Mais la situation est toutefois bien telle que tu la décris, avec finesse. Au fond, une stratégie peinarde des deux principaux candidats (ou des principaux partis, plutôt). Le deuxième tour ne ressemblera pas à ça. Le président sortant se battra jusqu'au bout, fidèle à son proverbe fétiche: il n'est jamais trop tard pour mal faire.
Écrit par : Eric | 15/03/2012
Très bon billet, merci.
Mais cette campagne me laisse sans voix.
Faut-il considérer que le pays n'est pas mur pour sortir du bipartisme? Comment les gens peuvent-ils oublier le bilan de Sarkozy? Comment peuvent-ils prendre au sérieux Hollande?
Pourtant je ne trouve pas que Bayrou ait fait d'erreur: il est le seul à ne pas prendre les électeurs pour des idiots, à ne pas faire de promesses intenables.
Franchement décevant tout ça...
Quant à l'attitude des médias, elle est tout simplement révoltante.

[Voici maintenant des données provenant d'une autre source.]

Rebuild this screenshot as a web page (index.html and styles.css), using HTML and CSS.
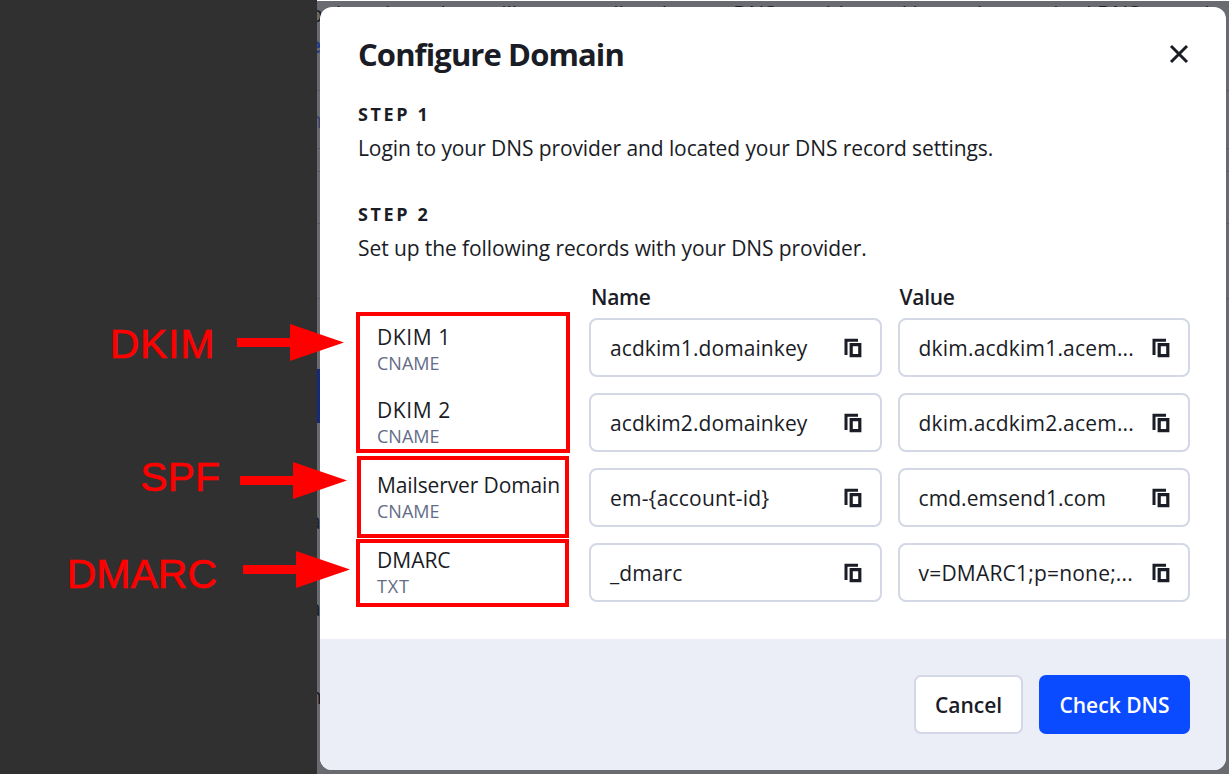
FILE: index.html
```html
<!DOCTYPE html>
<html lang="en">
<head>
    <meta charset="UTF-8">
    <meta name="viewport" content="width=device-width, initial-scale=1.0">
    <title>Configure Domain</title>
    <link rel="stylesheet" href="styles.css">
</head>
<body>
    <svg class="icon-defs" width="0" height="0">
        <symbol id="copy" viewBox="0 0 18 20">
            <path d="M2 17V2.2H14" fill="none" stroke="currentColor" stroke-width="3"/>
            <path d="M7.2 6.7h8.6v11H7.2z" fill="none" stroke="currentColor" stroke-width="3.2"/>
        </symbol>
        <symbol id="arrow" viewBox="0 0 107 37">
            <path d="M0 14h53V0l54 18.5L53 37V23H0z" fill="#f00"/>
        </symbol>
    </svg>

    <aside class="notes"></aside>

    <div class="backdrop">
        <div class="page-line">p domain and we will connect directly your DNS provider and input the required DNS records</div>
        <span class="page-text link">e</span>
        <span class="page-text muted">n</span>
        <i class="rule rule-1"></i>
        <i class="rule rule-2"></i>
        <i class="rule rule-3"></i>
        <i class="rule rule-4"></i>
        <i class="rule rule-5"></i>
        <i class="page-button"></i>
        <span class="page-text text-1">a</span>
        <span class="page-text text-2">a</span>
        <span class="page-text text-3">n</span>

        <div class="modal">
            <div class="modal-body">
                <div class="modal-header">
                    <h1>Configure Domain</h1>
                    <button class="close" aria-label="Close">
                        <svg width="20" height="20" viewBox="0 0 20 20">
                            <path d="M2 2l16 16M18 2L2 18" stroke="currentColor" stroke-width="3"/>
                        </svg>
                    </button>
                </div>

                <div class="step">
                    <h2>STEP 1</h2>
                    <p>Login to your DNS provider and located your DNS record settings.</p>
                </div>
                <div class="step">
                    <h2>STEP 2</h2>
                    <p>Set up the following records with your DNS provider.</p>
                </div>

                <div class="records">
                    <div class="column-title"></div>
                    <div class="column-title">Name</div>
                    <div class="column-title">Value</div>

                    <div class="record first"><div class="record-name dkim">DKIM 1</div><div class="record-type">CNAME</div></div>
                    <div class="field"><span>acdkim1.domainkey</span><svg class="copy"><use href="#copy"/></svg></div>
                    <div class="field"><span class="wide">dkim.acdkim1.acem...</span><svg class="copy"><use href="#copy"/></svg></div>

                    <div class="record"><div class="record-name dkim">DKIM 2</div><div class="record-type">CNAME</div></div>
                    <div class="field"><span>acdkim2.domainkey</span><svg class="copy"><use href="#copy"/></svg></div>
                    <div class="field"><span class="wide">dkim.acdkim2.acem...</span><svg class="copy"><use href="#copy"/></svg></div>

                    <div class="record"><div class="record-name mailserver">Mailserver Domain</div><div class="record-type">CNAME</div></div>
                    <div class="field"><span class="wide">em-{account-id}</span><svg class="copy"><use href="#copy"/></svg></div>
                    <div class="field"><span>cmd.emsend1.com</span><svg class="copy"><use href="#copy"/></svg></div>

                    <div class="record"><div class="record-name">DMARC</div><div class="record-type txt">TXT</div></div>
                    <div class="field"><span>_dmarc</span><svg class="copy"><use href="#copy"/></svg></div>
                    <div class="field"><span class="wide">v=DMARC1;p=none;...</span><svg class="copy"><use href="#copy"/></svg></div>
                </div>
            </div>

            <div class="modal-footer">
                <button class="btn cancel">Cancel</button>
                <button class="btn check">Check DNS</button>
            </div>
        </div>
    </div>

    <!-- Callouts drawn over the dialog -->
    <div class="box box-dkim"></div>
    <div class="box box-spf"></div>
    <div class="box box-dmarc"></div>
    <div class="callout callout-dkim"><span>DKIM</span><svg class="arrow"><use href="#arrow"/></svg></div>
    <div class="callout callout-spf"><span>SPF</span><svg class="arrow"><use href="#arrow"/></svg></div>
    <div class="callout callout-dmarc"><span>DMARC</span><svg class="arrow"><use href="#arrow"/></svg></div>
</body>
</html>
```
FILE: styles.css
```css
* {
    box-sizing: border-box;
}
body {
    margin: 0;
    height: 774px;
    display: flex;
    position: relative;
    overflow: hidden;
    font-family: "Open Sans", "Noto Sans", sans-serif;
    font-size: 21px;
    color: #1a1c26;
    background-color: #303030;
}
h1, h2, p {
    margin: 0;
}
button {
    font-family: inherit;
    cursor: pointer;
}
.icon-defs {
    position: absolute;
}
.notes {
    width: 317px;
    flex: none;
    background-color: #303030;
}
.backdrop {
    position: relative;
    flex: 1;
    overflow: hidden;
    padding: 6px 3px 4px;
    border-top: 1px solid #fff;
    background-color: #6a6b70;
}

/* Page behind the dialog */
.page-line {
    position: absolute;
    top: -1px;
    left: -7px;
    font-size: 21px;
    line-height: 28px;
    white-space: nowrap;
    color: #1c1d26;
}
.page-text {
    position: absolute;
    left: -8px;
    font-size: 21px;
    line-height: 28px;
    color: #1c1d26;
}
.link {
    top: 30px;
    color: #1c3a94;
    font-weight: 600;
}
.muted {
    top: 105px;
    color: #3a4570;
}
.text-1 {
    top: 506px;
}
.text-2 {
    top: 593px;
}
.text-3 {
    top: 681px;
}
.rule {
    position: absolute;
    left: 0;
    right: 0;
    height: 1px;
    background-color: #5a5b66;
}
.rule-1 { top: 89px; }
.rule-2 { top: 147px; }
.rule-3 { top: 170px; }
.rule-4 { top: 222px; }
.rule-5 { top: 297px; }
.page-button {
    position: absolute;
    top: 368px;
    left: 0;
    width: 40px;
    height: 54px;
    background-color: #17297a;
}

.modal {
    position: relative;
    height: 763px;
    display: flex;
    flex-direction: column;
    overflow: hidden;
    border-radius: 12px;
    background-color: #fff;
}
.modal-body {
    height: 632px;
    padding: 27px 36px 0 38px;
}
.modal-header {
    display: flex;
    justify-content: space-between;
    height: 63px;
}
h1 {
    font-size: 31px;
    line-height: 40px;
    font-weight: 700;
    letter-spacing: -0.9px;
}
.close {
    width: 20px;
    height: 20px;
    margin: 10px 1px 0 0;
    padding: 0;
    border: none;
    background: none;
    color: #1a1c26;
}
.close svg {
    display: block;
}
.step {
    height: 100px;
}
h2 {
    padding-top: 4px;
    font-size: 18px;
    line-height: 26px;
    font-weight: 700;
    letter-spacing: 2.6px;
}
.step p {
    padding-top: 6px;
    line-height: 30px;
    letter-spacing: -0.09px;
    white-space: nowrap;
}

.records {
    display: grid;
    grid-template-columns: 215px 292.5px 292.5px;
    grid-template-rows: 20px repeat(4, 59px);
    gap: 16px;
    margin-top: -15px;
}
.column-title {
    padding-left: 2px;
    font-weight: 600;
    line-height: 31px;
    letter-spacing: -0.3px;
}
.record {
    padding: 3px 0 0 19px;
}
.record.first {
    padding-top: 5px;
}
.record-name {
    line-height: 28px;
    white-space: nowrap;
}
.dkim {
    letter-spacing: 0.6px;
}
.mailserver {
    letter-spacing: -0.12px;
}
.record-type {
    font-size: 18px;
    line-height: 24px;
    color: #646b87;
}
.txt {
    letter-spacing: 0.8px;
}
.field {
    display: flex;
    align-items: center;
    justify-content: space-between;
    padding: 0 18px 0 19px;
    border: 2px solid #d3d7e6;
    border-radius: 8px;
    letter-spacing: 0.08px;
    white-space: nowrap;
}
.wide {
    letter-spacing: 0.2px;
}
.copy {
    width: 18px;
    height: 20px;
    flex: none;
}

.modal-footer {
    flex: 1;
    display: flex;
    justify-content: flex-end;
    gap: 16px;
    padding: 36px 36px 0;
    background-color: #ebeef7;
}
.btn {
    height: 59px;
    padding: 0;
    font-size: 21px;
    font-weight: 600;
    border-radius: 7px;
}
.cancel {
    width: 109px;
    border: 2px solid #d3d7e6;
    background-color: #fff;
    color: #1a1c26;
}
.check {
    width: 151px;
    border: none;
    background-color: #0a4bff;
    color: #fff;
}

.box {
    position: absolute;
    border: 4px solid #f00;
}
.box-dkim {
    left: 356px;
    top: 312px;
    width: 214px;
    height: 141px;
}
.box-spf {
    left: 357px;
    top: 456px;
    width: 212px;
    height: 82px;
}
.box-dmarc {
    left: 356px;
    top: 539px;
    width: 213px;
    height: 68px;
}
.callout {
    position: absolute;
    display: flex;
    justify-content: flex-end;
    width: 300px;
    height: 37px;
    color: #f00;
    font-family: "Liberation Sans", Arial, sans-serif;
    font-size: 41px;
    line-height: 37px;
    -webkit-text-stroke: 0.6px #f00;
}
.arrow {
    width: 107px;
    height: 37px;
    margin-left: 22px;
    -webkit-text-stroke: 0;
}
.callout-dkim {
    left: 44px;
    top: 324px;
}
.callout-dkim span {
    padding-top: 2px;
    letter-spacing: 0.7px;
}
.callout-spf {
    left: 47px;
    top: 462px;
}
.callout-spf span {
    margin: -3px -2px 0 0;
}
.callout-dmarc {
    left: 50px;
    top: 551px;
}
.callout-dmarc span {
    padding: 5px 4px 0 0;
}
```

Écrit par : Pierre67 | 18/03/2012
@ Pierre
Il y a des gens qui pensent que les électeurs sont comme une foule et qu'une foule, quelle que soit l'intelligence de ses membres, a l'intelligence d'un enfant de 3 ans. Plus on est au centre, moins on s'adresse à cet enfant de 3 ans, c'est culturel.
Écrit par : Hervé Torchet | 18/03/2012
Certes, Hervé. Et cela fait un bout de temps que je ne me fais plus d'illusions sur grand-chose. Mais après 5 années de Sarkozy et vu la situation actuelle, si difficile, je pensais qu'une démarche comme celle de Bayrou, associée à un sacré boulot de fond sur le programme, quand-même, pouvait tout laminer.
Écrit par : Pierre67 | 18/03/2012
@ Pierre
Ne te fie pas aux apparences : la partie n'est pas encore jouée. La seule certitude reste que Sarko a perdu mais Hollande n'a pas encore gagné, il y a marge de forte progression encore pour Bayrou.
Écrit par : Hervé Torchet | 18/03/2012
Le matraquage médiatique autour de Hollande, Sarkozy, Mélenchon et dans une moindre mesure LePen ainsi que l'évitement de Bayrou - quel organe a relayé correctement le discours de Strasbourg par exemple? - me font fortement douter mais je veux y croire.